Il est chez nous, Monsieur le Président, un scientifique d'une ancienne génération(2) qui faute d'argument face aux progrès récents de la recherche, peinant à se renouveler et n'ayant plus ou peu l'écoute de ses pairs, nous assomme dans les médias depuis une dizaine d'années avec une phrase maladroite de sa composition qu'il répète à l'envie :
«Pétard du matin, poil dans la main ; pétard du soir, trou de mémoire».


Il est facile, peut être même tentant, de laisser répondre en écho et en votre nom : « Pour réprimer mieux, nous réprimerons plus ».


Mais, vous satisferez-vous d'un tel embryon de débat où l'immobilisme le dispute à la cécité, et qui feignant le renouveau, consiste à adopter en la renforçant une vieille idée porteuse d’échecs et de troubles graves ?

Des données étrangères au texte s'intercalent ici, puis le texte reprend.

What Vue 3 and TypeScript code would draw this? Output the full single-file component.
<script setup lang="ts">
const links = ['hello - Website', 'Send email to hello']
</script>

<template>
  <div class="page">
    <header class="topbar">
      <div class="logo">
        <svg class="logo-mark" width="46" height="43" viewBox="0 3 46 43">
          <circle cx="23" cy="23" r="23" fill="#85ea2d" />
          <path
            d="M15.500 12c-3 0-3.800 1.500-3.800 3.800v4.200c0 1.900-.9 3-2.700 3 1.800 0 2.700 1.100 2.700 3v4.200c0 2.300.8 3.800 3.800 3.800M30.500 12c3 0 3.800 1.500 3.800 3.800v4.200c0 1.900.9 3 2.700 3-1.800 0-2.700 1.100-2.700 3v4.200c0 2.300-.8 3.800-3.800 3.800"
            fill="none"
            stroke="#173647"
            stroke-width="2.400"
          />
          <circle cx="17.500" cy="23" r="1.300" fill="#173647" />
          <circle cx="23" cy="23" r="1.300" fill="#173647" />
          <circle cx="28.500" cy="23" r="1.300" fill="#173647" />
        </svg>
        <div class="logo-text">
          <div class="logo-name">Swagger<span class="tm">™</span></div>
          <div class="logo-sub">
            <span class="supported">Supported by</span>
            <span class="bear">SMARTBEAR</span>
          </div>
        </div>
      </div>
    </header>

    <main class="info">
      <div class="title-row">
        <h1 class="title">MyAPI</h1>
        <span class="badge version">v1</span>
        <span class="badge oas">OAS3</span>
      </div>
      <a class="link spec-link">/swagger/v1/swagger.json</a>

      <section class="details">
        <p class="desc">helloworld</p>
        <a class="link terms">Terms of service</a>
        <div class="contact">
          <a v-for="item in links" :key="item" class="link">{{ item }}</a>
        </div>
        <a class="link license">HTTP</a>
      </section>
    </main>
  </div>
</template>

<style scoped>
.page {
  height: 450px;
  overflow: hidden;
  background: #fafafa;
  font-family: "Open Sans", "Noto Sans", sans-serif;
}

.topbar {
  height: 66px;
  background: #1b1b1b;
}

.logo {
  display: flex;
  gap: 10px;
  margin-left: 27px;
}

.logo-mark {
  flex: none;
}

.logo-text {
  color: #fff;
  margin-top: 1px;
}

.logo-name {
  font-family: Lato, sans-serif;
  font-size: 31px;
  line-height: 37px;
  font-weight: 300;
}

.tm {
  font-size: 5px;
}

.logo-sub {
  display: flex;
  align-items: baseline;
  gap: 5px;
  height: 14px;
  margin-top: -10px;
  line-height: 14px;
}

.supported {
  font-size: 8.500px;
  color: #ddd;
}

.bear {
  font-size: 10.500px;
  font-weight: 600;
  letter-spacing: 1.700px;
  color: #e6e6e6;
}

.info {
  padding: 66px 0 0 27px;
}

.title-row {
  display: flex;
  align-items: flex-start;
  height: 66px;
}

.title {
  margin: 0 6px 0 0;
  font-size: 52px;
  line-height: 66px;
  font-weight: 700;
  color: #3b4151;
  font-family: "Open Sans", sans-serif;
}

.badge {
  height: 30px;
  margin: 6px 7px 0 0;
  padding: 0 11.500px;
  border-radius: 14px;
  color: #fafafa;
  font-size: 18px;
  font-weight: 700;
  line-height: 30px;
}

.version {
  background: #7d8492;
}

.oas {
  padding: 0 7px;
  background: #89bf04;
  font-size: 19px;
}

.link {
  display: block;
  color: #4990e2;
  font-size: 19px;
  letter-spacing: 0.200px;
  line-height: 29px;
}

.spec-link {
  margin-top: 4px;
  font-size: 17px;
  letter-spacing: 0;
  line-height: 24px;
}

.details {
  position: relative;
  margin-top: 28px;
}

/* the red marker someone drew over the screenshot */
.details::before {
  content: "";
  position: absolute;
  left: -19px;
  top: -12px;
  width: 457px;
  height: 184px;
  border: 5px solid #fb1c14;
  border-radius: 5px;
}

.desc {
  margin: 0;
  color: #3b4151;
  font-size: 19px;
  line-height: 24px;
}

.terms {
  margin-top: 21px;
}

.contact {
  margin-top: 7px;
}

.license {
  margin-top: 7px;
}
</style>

Souhaitez-vous vraiment que la loi sur les stupéfiants en France ne soit pas écrite faute d'avoir été pensée ?

 

Nous ne sommes pas face à un contentieux de masse qui se réglera par une répression accrue mais bien en présence de l'habituel aveuglement politique des cinquante dernières années et de la réaction frileuse des tenants d'une époque déclinante. Ces fruits de l'antagonisme culturel et générationnel qu'on voit malheureusement encore à l’œuvre aujourd'hui doivent être combattus sans relâche et sans concession.

 

C'est dans cette optique, Monsieur le Président de la République, que je vous demande, le plus respectueusement du monde, d'agir sans retard contre cet anachronisme révoltant.
Jean-Luc Garcia

 

PS : Message partagé avec les députés de la commission des lois présents à l'audition du Ministre de l'intérieur le 11 juillet 2017, d'autres parlementaires que le sujet est susceptible d'intéresser ainsi certaines des personnalités auditionnées dans le cadre de cette mission d'information.

(1) : par soucis de concision, je tiens à votre disposition dans un document séparé la transcription des auditions.